***** Available data

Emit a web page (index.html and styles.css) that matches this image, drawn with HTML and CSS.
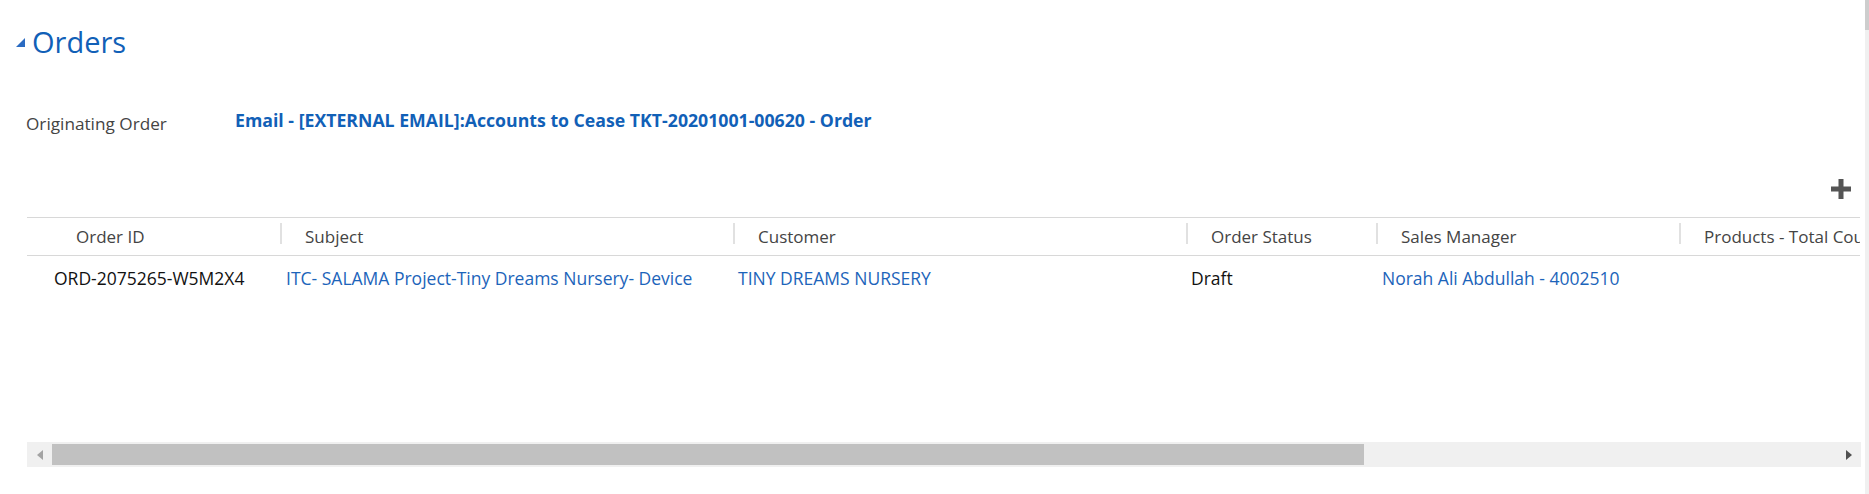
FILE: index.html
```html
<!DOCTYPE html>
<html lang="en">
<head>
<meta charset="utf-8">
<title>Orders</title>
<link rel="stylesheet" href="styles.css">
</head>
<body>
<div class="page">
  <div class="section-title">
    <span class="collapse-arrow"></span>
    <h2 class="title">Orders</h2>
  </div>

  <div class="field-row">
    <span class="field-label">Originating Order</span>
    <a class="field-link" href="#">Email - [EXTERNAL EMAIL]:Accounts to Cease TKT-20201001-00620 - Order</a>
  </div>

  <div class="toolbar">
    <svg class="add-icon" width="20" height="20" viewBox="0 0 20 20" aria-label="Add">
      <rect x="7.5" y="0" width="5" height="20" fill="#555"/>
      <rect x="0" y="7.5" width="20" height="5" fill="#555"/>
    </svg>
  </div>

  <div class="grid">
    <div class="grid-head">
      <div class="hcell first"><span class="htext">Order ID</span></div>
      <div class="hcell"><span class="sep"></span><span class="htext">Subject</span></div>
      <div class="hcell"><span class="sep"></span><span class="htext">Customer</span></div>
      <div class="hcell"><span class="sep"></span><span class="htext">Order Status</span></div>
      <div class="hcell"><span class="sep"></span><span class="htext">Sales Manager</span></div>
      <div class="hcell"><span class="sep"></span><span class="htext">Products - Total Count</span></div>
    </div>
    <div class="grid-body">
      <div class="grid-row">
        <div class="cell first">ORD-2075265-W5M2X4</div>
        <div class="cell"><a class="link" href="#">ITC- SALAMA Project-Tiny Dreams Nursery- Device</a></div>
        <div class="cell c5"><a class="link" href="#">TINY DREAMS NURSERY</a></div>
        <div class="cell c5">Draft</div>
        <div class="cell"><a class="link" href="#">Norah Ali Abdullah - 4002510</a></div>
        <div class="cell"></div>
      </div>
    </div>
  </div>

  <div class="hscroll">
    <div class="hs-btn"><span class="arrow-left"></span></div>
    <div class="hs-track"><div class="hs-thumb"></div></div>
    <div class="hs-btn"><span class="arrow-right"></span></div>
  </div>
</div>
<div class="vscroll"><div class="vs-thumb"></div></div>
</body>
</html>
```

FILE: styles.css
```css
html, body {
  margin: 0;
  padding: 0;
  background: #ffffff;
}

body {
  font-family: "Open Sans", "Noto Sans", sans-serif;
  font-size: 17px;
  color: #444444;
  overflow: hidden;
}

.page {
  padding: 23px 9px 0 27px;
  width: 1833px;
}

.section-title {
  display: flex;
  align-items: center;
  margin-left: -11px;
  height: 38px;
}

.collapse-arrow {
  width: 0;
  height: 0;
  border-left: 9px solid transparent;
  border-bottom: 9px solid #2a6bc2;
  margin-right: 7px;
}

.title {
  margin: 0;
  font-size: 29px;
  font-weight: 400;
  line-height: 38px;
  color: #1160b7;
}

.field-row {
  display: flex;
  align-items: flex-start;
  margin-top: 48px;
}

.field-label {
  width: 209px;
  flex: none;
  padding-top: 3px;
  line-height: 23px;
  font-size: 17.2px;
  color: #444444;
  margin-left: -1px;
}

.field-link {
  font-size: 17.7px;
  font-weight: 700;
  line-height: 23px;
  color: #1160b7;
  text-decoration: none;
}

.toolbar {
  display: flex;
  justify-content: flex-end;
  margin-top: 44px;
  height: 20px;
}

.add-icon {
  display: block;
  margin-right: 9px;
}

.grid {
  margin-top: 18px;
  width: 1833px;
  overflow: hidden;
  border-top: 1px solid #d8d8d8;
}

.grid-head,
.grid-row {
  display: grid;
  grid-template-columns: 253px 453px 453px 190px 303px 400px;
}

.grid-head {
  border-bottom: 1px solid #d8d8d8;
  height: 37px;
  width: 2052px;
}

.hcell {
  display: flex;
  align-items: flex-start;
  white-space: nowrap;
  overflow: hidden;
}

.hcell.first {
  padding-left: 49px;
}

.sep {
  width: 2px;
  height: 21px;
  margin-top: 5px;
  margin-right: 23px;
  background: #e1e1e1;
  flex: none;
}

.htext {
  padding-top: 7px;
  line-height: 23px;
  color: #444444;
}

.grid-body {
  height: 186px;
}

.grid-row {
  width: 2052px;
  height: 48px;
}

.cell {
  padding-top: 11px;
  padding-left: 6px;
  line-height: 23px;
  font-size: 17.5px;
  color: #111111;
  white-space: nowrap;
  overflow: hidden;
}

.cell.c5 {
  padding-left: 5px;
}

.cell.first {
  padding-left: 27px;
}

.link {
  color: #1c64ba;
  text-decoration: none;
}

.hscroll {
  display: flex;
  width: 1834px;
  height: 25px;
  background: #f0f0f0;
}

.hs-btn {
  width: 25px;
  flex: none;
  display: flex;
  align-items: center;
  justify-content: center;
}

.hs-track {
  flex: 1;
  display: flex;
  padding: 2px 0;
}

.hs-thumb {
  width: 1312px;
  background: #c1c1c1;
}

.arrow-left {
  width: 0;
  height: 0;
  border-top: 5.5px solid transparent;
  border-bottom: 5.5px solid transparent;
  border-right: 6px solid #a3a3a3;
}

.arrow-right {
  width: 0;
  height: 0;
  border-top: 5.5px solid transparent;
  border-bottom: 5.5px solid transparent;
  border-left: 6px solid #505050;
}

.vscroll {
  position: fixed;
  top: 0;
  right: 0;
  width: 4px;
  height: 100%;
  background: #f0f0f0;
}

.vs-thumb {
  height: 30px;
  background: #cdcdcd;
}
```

**********

Make an exact copy of the listing above. Do not include the pictures.

The answer:
Emit a web page (index.html and styles.css) that matches this image, drawn with HTML and CSS.
FILE: index.html
```html
<!DOCTYPE html>
<html lang="en">
<head>
<meta charset="utf-8">
<title>Orders</title>
<link rel="stylesheet" href="styles.css">
</head>
<body>
<div class="page">
  <div class="section-title">
    <span class="collapse-arrow"></span>
    <h2 class="title">Orders</h2>
  </div>

  <div class="field-row">
    <span class="field-label">Originating Order</span>
    <a class="field-link" href="#">Email - [EXTERNAL EMAIL]:Accounts to Cease TKT-20201001-00620 - Order</a>
  </div>

  <div class="toolbar">
    <svg class="add-icon" width="20" height="20" viewBox="0 0 20 20" aria-label="Add">
      <rect x="7.5" y="0" width="5" height="20" fill="#555"/>
      <rect x="0" y="7.5" width="20" height="5" fill="#555"/>
    </svg>
  </div>

  <div class="grid">
    <div class="grid-head">
      <div class="hcell first"><span class="htext">Order ID</span></div>
      <div class="hcell"><span class="sep"></span><span class="htext">Subject</span></div>
      <div class="hcell"><span class="sep"></span><span class="htext">Customer</span></div>
      <div class="hcell"><span class="sep"></span><span class="htext">Order Status</span></div>
      <div class="hcell"><span class="sep"></span><span class="htext">Sales Manager</span></div>
      <div class="hcell"><span class="sep"></span><span class="htext">Products - Total Count</span></div>
    </div>
    <div class="grid-body">
      <div class="grid-row">
        <div class="cell first">ORD-2075265-W5M2X4</div>
        <div class="cell"><a class="link" href="#">ITC- SALAMA Project-Tiny Dreams Nursery- Device</a></div>
        <div class="cell c5"><a class="link" href="#">TINY DREAMS NURSERY</a></div>
        <div class="cell c5">Draft</div>
        <div class="cell"><a class="link" href="#">Norah Ali Abdullah - 4002510</a></div>
        <div class="cell"></div>
      </div>
    </div>
  </div>

  <div class="hscroll">
    <div class="hs-btn"><span class="arrow-left"></span></div>
    <div class="hs-track"><div class="hs-thumb"></div></div>
    <div class="hs-btn"><span class="arrow-right"></span></div>
  </div>
</div>
<div class="vscroll"><div class="vs-thumb"></div></div>
</body>
</html>
```

FILE: styles.css
```css
html, body {
  margin: 0;
  padding: 0;
  background: #ffffff;
}

body {
  font-family: "Open Sans", "Noto Sans", sans-serif;
  font-size: 17px;
  color: #444444;
  overflow: hidden;
}

.page {
  padding: 23px 9px 0 27px;
  width: 1833px;
}

.section-title {
  display: flex;
  align-items: center;
  margin-left: -11px;
  height: 38px;
}

.collapse-arrow {
  width: 0;
  height: 0;
  border-left: 9px solid transparent;
  border-bottom: 9px solid #2a6bc2;
  margin-right: 7px;
}

.title {
  margin: 0;
  font-size: 29px;
  font-weight: 400;
  line-height: 38px;
  color: #1160b7;
}

.field-row {
  display: flex;
  align-items: flex-start;
  margin-top: 48px;
}

.field-label {
  width: 209px;
  flex: none;
  padding-top: 3px;
  line-height: 23px;
  font-size: 17.2px;
  color: #444444;
  margin-left: -1px;
}

.field-link {
  font-size: 17.7px;
  font-weight: 700;
  line-height: 23px;
  color: #1160b7;
  text-decoration: none;
}

.toolbar {
  display: flex;
  justify-content: flex-end;
  margin-top: 44px;
  height: 20px;
}

.add-icon {
  display: block;
  margin-right: 9px;
}

.grid {
  margin-top: 18px;
  width: 1833px;
  overflow: hidden;
  border-top: 1px solid #d8d8d8;
}

.grid-head,
.grid-row {
  display: grid;
  grid-template-columns: 253px 453px 453px 190px 303px 400px;
}

.grid-head {
  border-bottom: 1px solid #d8d8d8;
  height: 37px;
  width: 2052px;
}

.hcell {
  display: flex;
  align-items: flex-start;
  white-space: nowrap;
  overflow: hidden;
}

.hcell.first {
  padding-left: 49px;
}

.sep {
  width: 2px;
  height: 21px;
  margin-top: 5px;
  margin-right: 23px;
  background: #e1e1e1;
  flex: none;
}

.htext {
  padding-top: 7px;
  line-height: 23px;
  color: #444444;
}

.grid-body {
  height: 186px;
}

.grid-row {
  width: 2052px;
  height: 48px;
}

.cell {
  padding-top: 11px;
  padding-left: 6px;
  line-height: 23px;
  font-size: 17.5px;
  color: #111111;
  white-space: nowrap;
  overflow: hidden;
}

.cell.c5 {
  padding-left: 5px;
}

.cell.first {
  padding-left: 27px;
}

.link {
  color: #1c64ba;
  text-decoration: none;
}

.hscroll {
  display: flex;
  width: 1834px;
  height: 25px;
  background: #f0f0f0;
}

.hs-btn {
  width: 25px;
  flex: none;
  display: flex;
  align-items: center;
  justify-content: center;
}

.hs-track {
  flex: 1;
  display: flex;
  padding: 2px 0;
}

.hs-thumb {
  width: 1312px;
  background: #c1c1c1;
}

.arrow-left {
  width: 0;
  height: 0;
  border-top: 5.5px solid transparent;
  border-bottom: 5.5px solid transparent;
  border-right: 6px solid #a3a3a3;
}

.arrow-right {
  width: 0;
  height: 0;
  border-top: 5.5px solid transparent;
  border-bottom: 5.5px solid transparent;
  border-left: 6px solid #505050;
}

.vscroll {
  position: fixed;
  top: 0;
  right: 0;
  width: 4px;
  height: 100%;
  background: #f0f0f0;
}

.vs-thumb {
  height: 30px;
  background: #cdcdcd;
}
```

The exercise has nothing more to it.